(Entries with page source code)
>>>>

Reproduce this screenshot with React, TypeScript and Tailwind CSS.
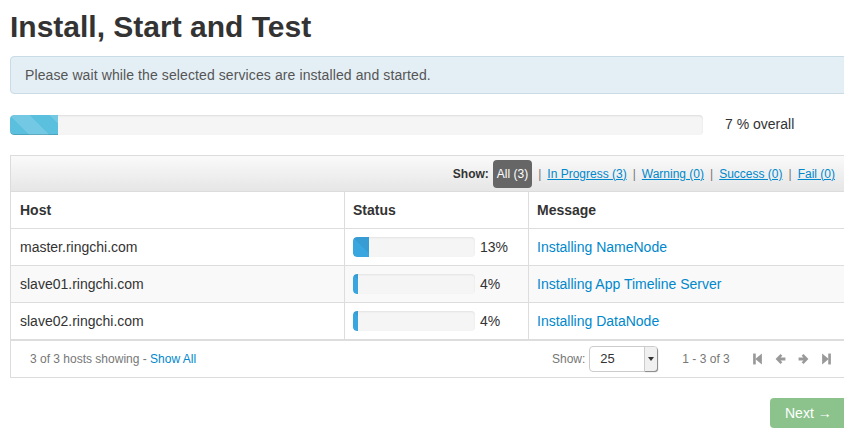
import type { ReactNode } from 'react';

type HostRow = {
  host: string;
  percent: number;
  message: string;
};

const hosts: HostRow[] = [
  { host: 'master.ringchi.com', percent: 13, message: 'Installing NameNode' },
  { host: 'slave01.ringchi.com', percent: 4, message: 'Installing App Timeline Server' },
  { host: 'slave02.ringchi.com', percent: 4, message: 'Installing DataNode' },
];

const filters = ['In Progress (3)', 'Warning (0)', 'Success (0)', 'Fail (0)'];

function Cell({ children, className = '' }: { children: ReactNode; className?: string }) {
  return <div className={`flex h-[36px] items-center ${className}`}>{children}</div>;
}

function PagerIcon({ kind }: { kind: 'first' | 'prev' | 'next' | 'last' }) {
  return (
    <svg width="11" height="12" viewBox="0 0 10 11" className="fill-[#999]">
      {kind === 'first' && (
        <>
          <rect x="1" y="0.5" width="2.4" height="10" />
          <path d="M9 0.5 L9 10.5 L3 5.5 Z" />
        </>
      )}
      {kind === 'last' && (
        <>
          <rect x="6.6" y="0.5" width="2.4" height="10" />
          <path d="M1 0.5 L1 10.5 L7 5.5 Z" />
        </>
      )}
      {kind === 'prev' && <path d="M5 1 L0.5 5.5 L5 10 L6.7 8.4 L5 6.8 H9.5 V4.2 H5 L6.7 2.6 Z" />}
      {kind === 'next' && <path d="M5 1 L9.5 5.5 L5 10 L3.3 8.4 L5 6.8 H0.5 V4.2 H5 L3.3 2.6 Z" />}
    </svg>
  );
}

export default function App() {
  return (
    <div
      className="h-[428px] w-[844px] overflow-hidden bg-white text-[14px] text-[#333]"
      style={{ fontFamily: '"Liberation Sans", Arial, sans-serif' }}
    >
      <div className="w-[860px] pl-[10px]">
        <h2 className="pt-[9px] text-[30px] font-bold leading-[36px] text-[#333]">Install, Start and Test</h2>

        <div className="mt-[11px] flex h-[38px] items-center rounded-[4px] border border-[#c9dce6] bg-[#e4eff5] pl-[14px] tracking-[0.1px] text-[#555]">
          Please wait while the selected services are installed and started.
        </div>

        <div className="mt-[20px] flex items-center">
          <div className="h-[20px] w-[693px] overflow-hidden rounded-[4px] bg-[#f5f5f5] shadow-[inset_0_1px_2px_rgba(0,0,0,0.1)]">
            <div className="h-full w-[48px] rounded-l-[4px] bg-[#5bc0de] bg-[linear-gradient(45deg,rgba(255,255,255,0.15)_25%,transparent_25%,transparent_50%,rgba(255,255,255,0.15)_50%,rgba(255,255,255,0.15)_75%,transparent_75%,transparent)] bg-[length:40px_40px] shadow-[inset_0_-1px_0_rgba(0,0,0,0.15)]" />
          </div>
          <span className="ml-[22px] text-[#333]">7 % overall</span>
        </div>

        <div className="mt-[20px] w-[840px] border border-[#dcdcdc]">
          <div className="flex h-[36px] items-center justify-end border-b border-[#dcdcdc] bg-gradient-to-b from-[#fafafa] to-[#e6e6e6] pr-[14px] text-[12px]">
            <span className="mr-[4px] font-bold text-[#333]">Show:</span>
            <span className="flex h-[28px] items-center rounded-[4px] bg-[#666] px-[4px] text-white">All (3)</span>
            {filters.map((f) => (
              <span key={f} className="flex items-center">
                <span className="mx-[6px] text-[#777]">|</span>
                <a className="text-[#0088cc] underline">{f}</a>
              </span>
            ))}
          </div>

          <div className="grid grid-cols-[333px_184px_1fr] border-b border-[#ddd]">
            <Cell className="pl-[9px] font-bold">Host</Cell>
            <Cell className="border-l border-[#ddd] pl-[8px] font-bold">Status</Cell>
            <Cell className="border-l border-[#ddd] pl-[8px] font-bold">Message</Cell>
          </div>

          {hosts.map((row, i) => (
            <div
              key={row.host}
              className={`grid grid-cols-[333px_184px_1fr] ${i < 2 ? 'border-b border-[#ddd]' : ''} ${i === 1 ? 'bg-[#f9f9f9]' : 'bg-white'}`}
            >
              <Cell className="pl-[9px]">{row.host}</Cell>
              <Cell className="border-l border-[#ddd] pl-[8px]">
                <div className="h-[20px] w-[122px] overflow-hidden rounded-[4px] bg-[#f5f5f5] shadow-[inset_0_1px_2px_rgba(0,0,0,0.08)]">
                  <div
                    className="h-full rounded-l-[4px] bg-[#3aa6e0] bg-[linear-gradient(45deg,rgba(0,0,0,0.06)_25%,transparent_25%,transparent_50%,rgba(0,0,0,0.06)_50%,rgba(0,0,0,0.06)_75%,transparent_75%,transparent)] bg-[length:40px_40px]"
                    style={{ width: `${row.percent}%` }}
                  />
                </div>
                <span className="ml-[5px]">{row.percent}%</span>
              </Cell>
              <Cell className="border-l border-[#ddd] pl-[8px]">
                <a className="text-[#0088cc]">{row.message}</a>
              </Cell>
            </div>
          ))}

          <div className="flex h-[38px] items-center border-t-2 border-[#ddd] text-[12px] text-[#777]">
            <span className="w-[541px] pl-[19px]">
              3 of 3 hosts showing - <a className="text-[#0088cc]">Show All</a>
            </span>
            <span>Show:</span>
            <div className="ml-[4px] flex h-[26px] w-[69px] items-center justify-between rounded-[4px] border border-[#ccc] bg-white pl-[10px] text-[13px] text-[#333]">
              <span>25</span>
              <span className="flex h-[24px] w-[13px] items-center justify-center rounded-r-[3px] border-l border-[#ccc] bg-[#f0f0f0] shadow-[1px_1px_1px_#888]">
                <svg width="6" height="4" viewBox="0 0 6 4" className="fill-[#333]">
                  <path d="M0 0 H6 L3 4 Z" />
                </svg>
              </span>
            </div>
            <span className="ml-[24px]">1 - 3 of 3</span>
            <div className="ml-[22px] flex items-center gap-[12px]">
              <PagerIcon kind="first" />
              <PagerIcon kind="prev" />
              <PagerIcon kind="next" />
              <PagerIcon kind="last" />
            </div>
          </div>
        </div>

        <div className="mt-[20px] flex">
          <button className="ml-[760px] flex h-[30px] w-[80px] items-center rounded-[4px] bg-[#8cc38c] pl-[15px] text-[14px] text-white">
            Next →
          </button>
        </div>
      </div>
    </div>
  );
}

<<<<
>>>>

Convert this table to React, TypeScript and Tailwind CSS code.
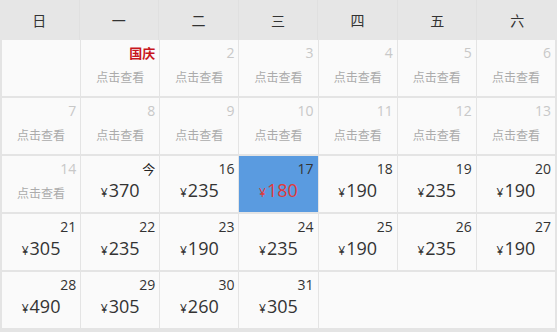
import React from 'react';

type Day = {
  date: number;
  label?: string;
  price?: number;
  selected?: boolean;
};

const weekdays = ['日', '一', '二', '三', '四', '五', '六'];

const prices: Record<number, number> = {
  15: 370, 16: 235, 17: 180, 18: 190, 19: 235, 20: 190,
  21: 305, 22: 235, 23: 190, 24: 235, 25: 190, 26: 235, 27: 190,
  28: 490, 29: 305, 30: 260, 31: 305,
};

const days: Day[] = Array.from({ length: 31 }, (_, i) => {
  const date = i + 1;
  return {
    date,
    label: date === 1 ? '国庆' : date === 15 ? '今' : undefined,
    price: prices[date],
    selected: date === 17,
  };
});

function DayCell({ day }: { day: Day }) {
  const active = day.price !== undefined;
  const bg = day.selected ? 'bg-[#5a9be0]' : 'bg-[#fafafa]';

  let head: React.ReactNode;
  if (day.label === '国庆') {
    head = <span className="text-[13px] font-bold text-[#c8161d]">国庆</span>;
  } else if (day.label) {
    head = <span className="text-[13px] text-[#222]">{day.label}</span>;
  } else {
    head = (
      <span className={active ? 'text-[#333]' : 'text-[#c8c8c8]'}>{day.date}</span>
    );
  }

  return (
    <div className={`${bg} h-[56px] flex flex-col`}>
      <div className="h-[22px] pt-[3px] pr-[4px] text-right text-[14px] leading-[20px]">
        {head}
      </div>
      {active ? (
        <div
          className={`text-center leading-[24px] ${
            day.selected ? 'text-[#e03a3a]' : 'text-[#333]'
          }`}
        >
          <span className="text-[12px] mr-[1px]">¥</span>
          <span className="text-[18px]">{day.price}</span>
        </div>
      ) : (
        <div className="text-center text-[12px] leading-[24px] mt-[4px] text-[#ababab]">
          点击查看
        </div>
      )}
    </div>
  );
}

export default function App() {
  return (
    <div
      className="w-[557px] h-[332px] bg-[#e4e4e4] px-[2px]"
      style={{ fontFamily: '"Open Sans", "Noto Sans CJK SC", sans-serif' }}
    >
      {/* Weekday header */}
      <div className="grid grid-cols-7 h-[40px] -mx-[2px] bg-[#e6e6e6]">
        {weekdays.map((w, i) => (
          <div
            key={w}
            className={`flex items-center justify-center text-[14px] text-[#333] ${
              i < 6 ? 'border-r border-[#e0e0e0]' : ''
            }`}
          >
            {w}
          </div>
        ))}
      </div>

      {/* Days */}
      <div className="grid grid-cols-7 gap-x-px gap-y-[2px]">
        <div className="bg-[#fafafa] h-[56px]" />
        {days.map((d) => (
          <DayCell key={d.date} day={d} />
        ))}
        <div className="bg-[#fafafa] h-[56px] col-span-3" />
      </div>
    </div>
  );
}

<<<<

**Task requirements:**
Write out again exactly the lines above from the one with "Reproduce this screenshot" through the one with "const filters = ['In", adding no other lines and no pictures.

**Answer to this problem:**
Reproduce this screenshot with React, TypeScript and Tailwind CSS.
import type { ReactNode } from 'react';

type HostRow = {
  host: string;
  percent: number;
  message: string;
};

const hosts: HostRow[] = [
  { host: 'master.ringchi.com', percent: 13, message: 'Installing NameNode' },
  { host: 'slave01.ringchi.com', percent: 4, message: 'Installing App Timeline Server' },
  { host: 'slave02.ringchi.com', percent: 4, message: 'Installing DataNode' },
];

const filters = ['In Progress (3)', 'Warning (0)', 'Success (0)', 'Fail (0)'];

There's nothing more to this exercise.